BRIEF: In the entries below, count the lines holding "screenshot". Reply with the number only.

STORED RECORDS:
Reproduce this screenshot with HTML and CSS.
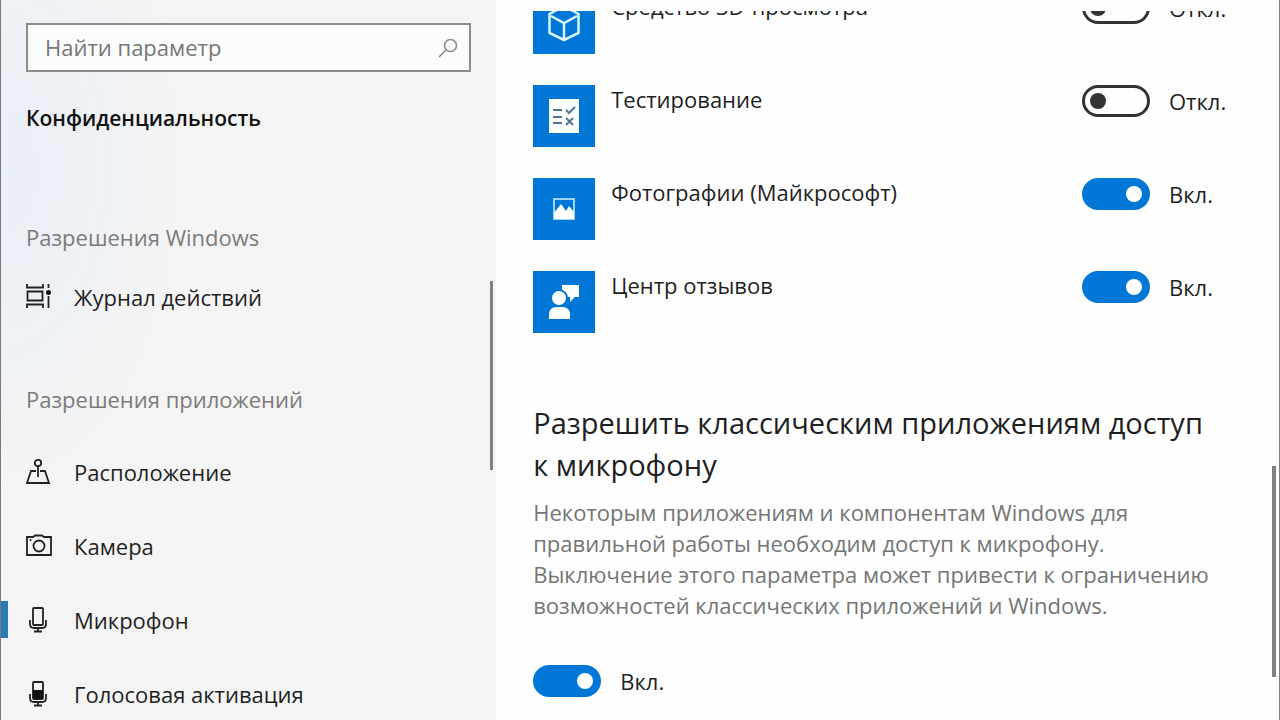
FILE: index.html
```html
<!DOCTYPE html>
<html lang="ru">
<head>
<meta charset="UTF-8" />
<meta name="viewport" content="width=device-width, initial-scale=1" />
<title>Параметры</title>
<link rel="stylesheet" href="styles.css">
</head>
<body>

<div class="window">
  <aside class="sidebar">
    <form class="search">
      <input type="search" id="search" placeholder="Найти параметр" aria-label="Найти параметр" />
      <button type="submit" aria-label="Поиск">
        <svg width="20" height="20" viewBox="0 0 20 20"><circle cx="12.5" cy="7.5" r="6" /><path d="M8.2 11.8L1 19" /></svg>
      </button>
    </form>

    <h1>Конфиденциальность</h1>

    <nav>
      <h2>Разрешения Windows</h2>
      <ul>
        <li><a href="#activity">
          <svg width="26" height="26" viewBox="0 0 26 26"><path d="M1 0v3.500h16V0M1 24v-3.500h16V24M1.500 7.500h15v9h-15zM22.500 0v4M22.500 12v12" /><circle class="fill" cx="22.500" cy="8.500" r="2.500" /></svg>
          Журнал действий
        </a></li>
      </ul>

      <h2>Разрешения приложений</h2>
      <ul>
        <li><a href="#location">
          <svg width="26" height="26" viewBox="0 0 26 26"><circle cx="12" cy="4" r="3.200" /><path d="M12 7v11M10 12H5L1 24h22L19 12h-5" /></svg>
          Расположение
        </a></li>
        <li><a href="#camera">
          <svg width="26" height="26" viewBox="0 0 26 26"><path d="M1 4h6l2-1.500h7L18 4h7v18H1z" /><circle cx="13" cy="13" r="5.500" /><circle class="fill" cx="4.500" cy="7" r="1" /></svg>
          Камера
        </a></li>
        <li class="active"><a href="#microphone">
          <svg width="26" height="26" viewBox="0 0 26 26"><rect x="7" y="1" width="10" height="17" rx="1" /><path d="M4 13v4q0 4 4 4h8q4 0 4-4v-4M12 21v3M8 24.500h8" /></svg>
          Микрофон
        </a></li>
        <li><a href="#voice">
          <svg width="26" height="26" viewBox="0 0 26 26"><rect x="7" y="1" width="10" height="17" rx="1" /><path class="fill" d="M7 9h10v9H7z" /><path d="M4 13v4q0 4 4 4h8q4 0 4-4v-4M12 21v3M8 24.500h8" /></svg>
          Голосовая активация
        </a></li>
      </ul>
    </nav>
    <div class="scrollbar"></div>
  </aside>

  <main>
    <div class="content">
      <ul class="apps">
        <li>
          <svg class="tile" viewBox="0 0 62 62"><path class="line" d="M31 14l14.500 8v19L31 48l-14.500-7V22zM31 48V31M18 24l13 7 13-7" /></svg>
          <label for="viewer">Средство 3D-просмотра</label>
          <div class="switch"><input type="checkbox" role="switch" id="viewer" /><span>Откл.</span></div>
        </li>
        <li>
          <svg class="tile" viewBox="0 0 62 62"><path d="M16 14h30v34H16z" /><path class="mark" d="M20 25h9M20 32h9M20 38h9M33 25l3 3 6-6M33 33l7 7M40 33l-7 7" /></svg>
          <label for="test">Тестирование</label>
          <div class="switch"><input type="checkbox" role="switch" id="test" /><span>Откл.</span></div>
        </li>
        <li>
          <svg class="tile" viewBox="0 0 62 62"><path class="line thin" d="M21 21h20v20H21z" /><path d="M21 35l7-9 5 7 3-5 5 6v7H21z" /></svg>
          <label for="photos">Фотографии (Майкрософт)</label>
          <div class="switch"><input type="checkbox" role="switch" id="photos" checked /><span>Вкл.</span></div>
        </li>
        <li>
          <svg class="tile" viewBox="0 0 62 62"><path d="M29 14h17v12h-4l-5 5v-5h-8z" /><circle class="head" cx="26" cy="27" r="8" /><path d="M16 48v-4q0-8 8-8h5q8 0 8 8v4z" /></svg>
          <label for="feedback">Центр отзывов</label>
          <div class="switch"><input type="checkbox" role="switch" id="feedback" checked /><span>Вкл.</span></div>
        </li>
      </ul>

      <section class="desktop-apps">
        <h2 id="desktop-title">Разрешить классическим приложениям доступ к&nbsp;микрофону</h2>
        <p>Некоторым приложениям и компонентам Windows для правильной работы необходим доступ к микрофону. Выключение этого параметра может привести к ограничению возможностей классических приложений и Windows.</p>
        <div class="switch"><input type="checkbox" role="switch" id="desktop" aria-labelledby="desktop-title" checked /><label for="desktop">Вкл.</label></div>
      </section>
    </div>
    <div class="scrollbar"></div>
  </main>
</div>

</body>
</html>
```
FILE: styles.css
```css
* {
  box-sizing: border-box;
}
body {
  margin: 0;
  font-family: "Segoe UI", "Open Sans", "Noto Sans", sans-serif;
  font-size: 22px;
  line-height: 28px;
  color: #1f1f1f;
  background: #fefefe;
}
h1, h2, p, ul {
  margin: 0;
  padding: 0;
  font-weight: normal;
}
ul {
  list-style: none;
}
.window {
  display: grid;
  grid-template-columns: 31fr 49fr;
  height: 100vh;
  overflow: hidden;
  border-left: 1px solid #77797c;
  border-right: 1px solid #808080;
}

/* sidebar */
.sidebar {
  position: relative;
  overflow: hidden;
  padding: 23px 25px 0 25px;
  background: radial-gradient(ellipse 190px 330px at 0 170px, #e9eff7, #f4f4f4);
}
.search {
  display: flex;
  align-items: center;
  height: 49px;
  border: 2px solid #8c8c8c;
  background: #fbfcfc;
}
.search input {
  flex: 1;
  min-width: 0;
  height: 43px;
  padding: 0 0 2px 17px;
  border: 0;
  outline: 0;
  background: none;
  font: inherit;
}
.search input::placeholder {
  color: #767676;
  opacity: 1;
}
.search button {
  display: flex;
  padding: 0 11px;
  border: 0;
  background: none;
}
.search svg {
  fill: none;
  stroke: #8a8a8a;
  stroke-width: 1.6;
}
.sidebar h1 {
  margin-top: 32px;
  font-size: 21px;
  font-weight: 600;
  color: #111;
}
.sidebar h2 {
  font-size: 22px;
  color: #7b7b7b;
}
nav {
  margin-top: 91px;
}
nav ul {
  margin: 9px 0 51px;
}
nav ul + h2 + ul {
  margin-top: 22px;
}
nav li {
  position: relative;
}
nav a {
  display: flex;
  align-items: center;
  gap: 22px;
  height: 74px;
  color: inherit;
  text-decoration: none;
  white-space: nowrap;
}
nav svg {
  flex: none;
  fill: none;
  stroke: #222;
  stroke-width: 1.8;
}
nav svg .fill {
  fill: #111;
  stroke: none;
}
nav .active::before {
  content: "";
  position: absolute;
  top: 18px;
  left: -26px;
  width: 8px;
  height: 37px;
  background: #2a7ab5;
}
.scrollbar {
  position: absolute;
  background: #808080;
}
.sidebar .scrollbar {
  top: 39%;
  right: 3px;
  width: 3px;
  height: 189px;
}

/* app list */
main {
  position: relative;
  padding: 11px 16px 0 37px;
  overflow: hidden;
}
main .scrollbar {
  right: 3px;
  bottom: 6%;
  width: 4px;
  height: 211px;
}
.content {
  height: 100%;
  overflow: hidden;
}
.apps {
  display: grid;
  gap: 31px;
  margin-top: -19px;
}
.apps li {
  display: grid;
  grid-template-columns: 62px 1fr 181px;
  column-gap: 16px;
  align-items: start;
}
.tile {
  width: 62px;
  height: 62px;
  background: #0077d7;
  fill: #fff;
}
.tile .line {
  fill: none;
  stroke: #d8f6ff;
  stroke-width: 2.5;
}
.tile .thin {
  stroke-width: 1.5;
}
.tile .mark {
  fill: none;
  stroke: #4d7791;
  stroke-width: 2;
}
.tile .head {
  stroke: #0077d7;
  stroke-width: 2;
}
.switch {
  display: flex;
  align-items: center;
  gap: 19px;
  height: 32px;
}
.switch input {
  appearance: none;
  display: flex;
  align-items: center;
  width: 68px;
  height: 32px;
  margin: 0;
  padding: 0 5px;
  border: 3px solid #333;
  border-radius: 16px;
}
.switch input::before {
  content: "";
  width: 16px;
  height: 16px;
  border-radius: 50%;
  background: #333;
}
.switch input:checked {
  justify-content: flex-end;
  border-color: #0077d7;
  background: #0077d7;
}
.switch input:checked::before {
  background: #fff;
}

/* desktop apps */
.desktop-apps {
  max-width: 690px;
  margin-top: 69px;
}
.desktop-apps h2 {
  font-size: 29px;
  line-height: 42px;
}
.desktop-apps p {
  margin: 11px 0 44px;
  line-height: 31px;
  color: #757575;
}
```
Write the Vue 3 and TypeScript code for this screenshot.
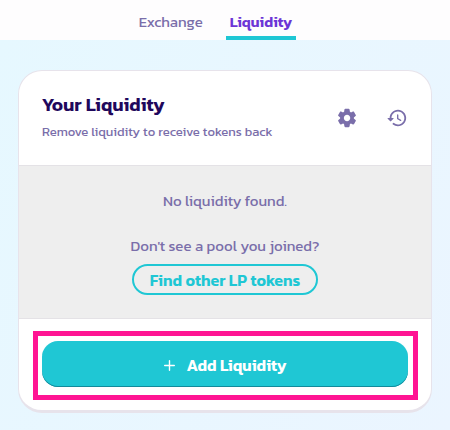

SOLUTION: 2